As far as cost cutting goes, Beiser said one can cut pennies, but not dollars. “You can’t cut costs and do it right,” he said.

It’s the need for ready cash keeps him in the livestock business.
“With livestock, hogs and cattle, we get paid every month, so we get at least 12 paychecks a year,” he said. “They don’t all make money, but at least you have cash flow.

“What we found in the last three to five years, if you borrow any money, do any banking, debt is not as big an issue as cash flow. You’ve got to have cash flow.”

The Beisers have 4,000 acres in crops and, day-to-day, that is a bigger financial risk than livestock, he said.

“When the grain bins are empty, it’s over,” Beiser said. “If you’re smart enough to sell all your grain ahead at a profit, if you’re smart enough to divvy it out in a 12-month period – I need to talk to you.
“It’s too hard to predict everything and that’s what it amounts to: prediction and luck.
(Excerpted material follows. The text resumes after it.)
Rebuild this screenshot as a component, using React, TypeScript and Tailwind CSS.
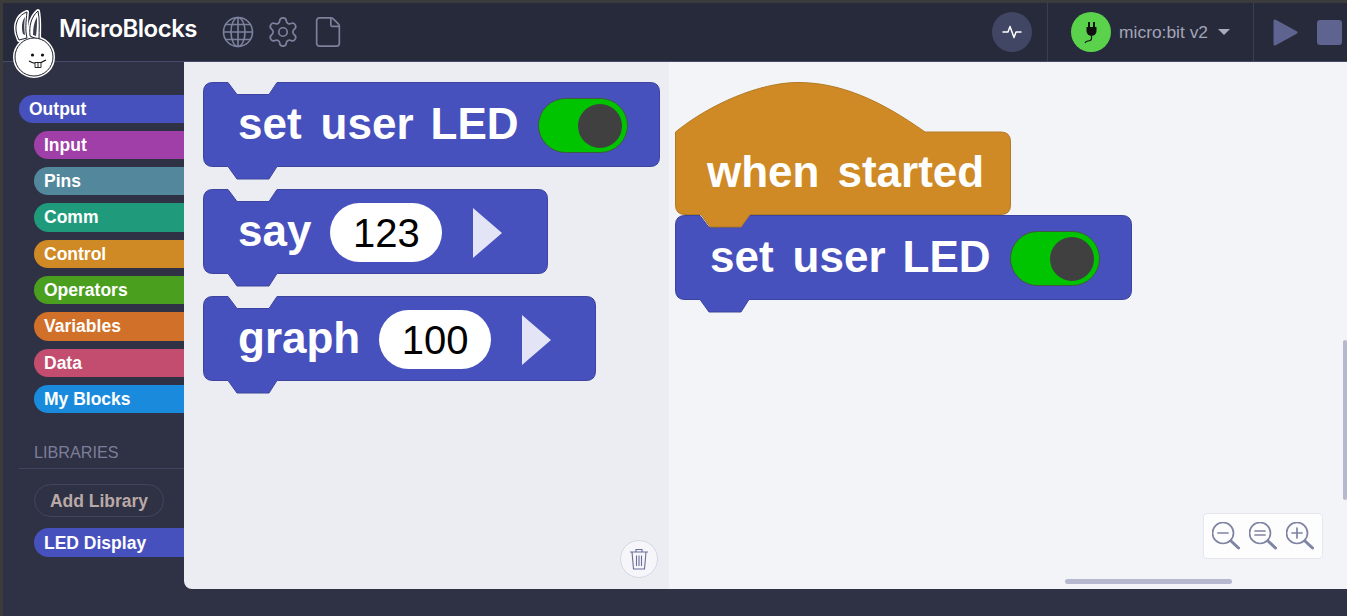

“Grain farming is easier than livestock – people will disagree,” he said. “When you have to get up 365 days a year and feed cattle it is a bigger challenge, but that’s what I’m here for. When you take the livestock away, your risk triples.”

Yet, the Beisers are still making money. “We have to work longer and more, and we work on a slimmer margin,” he said. “Instead of raising 500 head of cattle to make cash flow, now we’re up to 1,000, and that could be as much as 1,500.

“Instead of making a good living on 1,000, 1,200 acres, now we’re on 4,000 acres, and that’s not necessarily right – but I don’t know what else to do.”